I can’t wait to spend the rest of our lives together.
Someone wrote this recently alongside a picture of themselves with their fiance because they had just gotten engaged (very happy for them, seriously!). My first thought was, “What was stopping you before the expensive piece of jewelry?”
Seriously, am I wrong? Weren’t you (not just this person specifically but anyone who says that ever) planning on doing that anyways before he (or she!) started saving and you both decided it was a good idea to have the government involved in your relationship?
A much older (like, 70 years old) and wiser (she should really write a book) cousin is incredibly against marriage (it’s not a good idea to invite the government in bed with your relationship, she says).
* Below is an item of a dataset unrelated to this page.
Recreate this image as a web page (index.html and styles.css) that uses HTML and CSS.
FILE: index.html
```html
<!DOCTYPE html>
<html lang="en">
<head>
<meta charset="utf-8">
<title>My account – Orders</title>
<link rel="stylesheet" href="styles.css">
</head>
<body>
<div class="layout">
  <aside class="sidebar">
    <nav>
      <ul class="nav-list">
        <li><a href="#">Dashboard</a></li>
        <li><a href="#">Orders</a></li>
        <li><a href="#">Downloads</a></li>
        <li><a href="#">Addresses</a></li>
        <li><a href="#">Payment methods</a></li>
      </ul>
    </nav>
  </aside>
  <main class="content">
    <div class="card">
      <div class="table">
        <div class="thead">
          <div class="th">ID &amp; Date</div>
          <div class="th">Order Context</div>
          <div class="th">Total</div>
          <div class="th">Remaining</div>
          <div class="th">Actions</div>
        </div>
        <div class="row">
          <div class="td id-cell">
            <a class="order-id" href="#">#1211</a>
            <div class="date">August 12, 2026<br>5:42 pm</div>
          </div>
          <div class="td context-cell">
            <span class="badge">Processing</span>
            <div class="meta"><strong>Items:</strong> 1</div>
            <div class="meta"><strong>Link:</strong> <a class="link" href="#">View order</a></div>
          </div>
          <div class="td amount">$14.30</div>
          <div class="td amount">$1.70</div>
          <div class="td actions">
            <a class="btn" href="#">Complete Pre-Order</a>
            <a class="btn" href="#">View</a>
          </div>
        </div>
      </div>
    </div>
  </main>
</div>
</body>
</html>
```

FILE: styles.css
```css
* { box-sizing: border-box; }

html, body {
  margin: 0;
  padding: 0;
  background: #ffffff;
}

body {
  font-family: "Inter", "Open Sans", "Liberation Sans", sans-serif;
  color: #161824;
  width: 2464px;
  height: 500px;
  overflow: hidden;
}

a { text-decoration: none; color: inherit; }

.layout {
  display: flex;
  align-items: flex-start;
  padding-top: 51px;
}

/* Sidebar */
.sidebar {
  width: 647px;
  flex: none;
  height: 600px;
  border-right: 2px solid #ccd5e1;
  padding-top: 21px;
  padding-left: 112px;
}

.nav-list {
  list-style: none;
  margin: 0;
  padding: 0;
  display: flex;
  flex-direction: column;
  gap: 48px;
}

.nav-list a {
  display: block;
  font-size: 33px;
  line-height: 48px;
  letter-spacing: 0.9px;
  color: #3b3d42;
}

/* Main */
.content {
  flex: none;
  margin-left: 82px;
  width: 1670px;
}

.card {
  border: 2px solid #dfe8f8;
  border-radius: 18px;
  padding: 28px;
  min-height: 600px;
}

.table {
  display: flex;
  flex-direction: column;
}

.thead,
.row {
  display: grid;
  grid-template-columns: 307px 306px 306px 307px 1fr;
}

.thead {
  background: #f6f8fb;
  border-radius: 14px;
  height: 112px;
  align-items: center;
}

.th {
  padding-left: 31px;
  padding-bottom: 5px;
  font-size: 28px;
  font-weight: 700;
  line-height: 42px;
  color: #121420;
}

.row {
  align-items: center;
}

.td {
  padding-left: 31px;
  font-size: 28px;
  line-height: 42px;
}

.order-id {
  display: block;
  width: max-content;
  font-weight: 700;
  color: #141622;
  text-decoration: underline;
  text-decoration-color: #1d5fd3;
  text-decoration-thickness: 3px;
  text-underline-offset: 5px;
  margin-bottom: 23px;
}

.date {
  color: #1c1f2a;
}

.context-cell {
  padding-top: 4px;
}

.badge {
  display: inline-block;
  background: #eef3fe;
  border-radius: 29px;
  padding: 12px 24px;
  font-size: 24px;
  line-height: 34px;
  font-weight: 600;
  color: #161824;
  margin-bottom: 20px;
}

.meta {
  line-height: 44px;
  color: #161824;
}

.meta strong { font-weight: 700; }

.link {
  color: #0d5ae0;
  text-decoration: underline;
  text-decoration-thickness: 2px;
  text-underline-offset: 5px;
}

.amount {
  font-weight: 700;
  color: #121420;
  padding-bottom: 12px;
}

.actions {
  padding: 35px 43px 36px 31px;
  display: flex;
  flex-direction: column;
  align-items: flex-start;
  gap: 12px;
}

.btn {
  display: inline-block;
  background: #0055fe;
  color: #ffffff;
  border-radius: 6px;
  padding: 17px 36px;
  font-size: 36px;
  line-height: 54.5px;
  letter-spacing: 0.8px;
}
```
She’s been married twice, so she has experience with it. She had a child with her second husband at a very late age (luckily, she’s always been in incredible health) in an attempt to make him happy, because he seemed to really want a child (though she did not, but she didn’t mind) and she thought it would help make him happy. She told me recently, “If someone is unhappy, having a child is not going to make them any less unhappy.”
Point taken.
The one perk of marriage she could think of was hospital visitation rights. That’s valid. Those are important. But the rest of it? Use lawyers to say what belongs to whom; have a joint bank account for bills, but keep your accounts separate. Get a Power of Attorney or something for your partner to have legal rights to sign things over for you.
I mean, to each their own, duh. If you want to get married, awesome! If not, that’s fine, too. But can you do it without saying you “can’t wait to spend the rest of your life” with said-partner? Because it’s redundant and makes zero sense.
Unless of course this is an arranged marriage. Then I totally get it.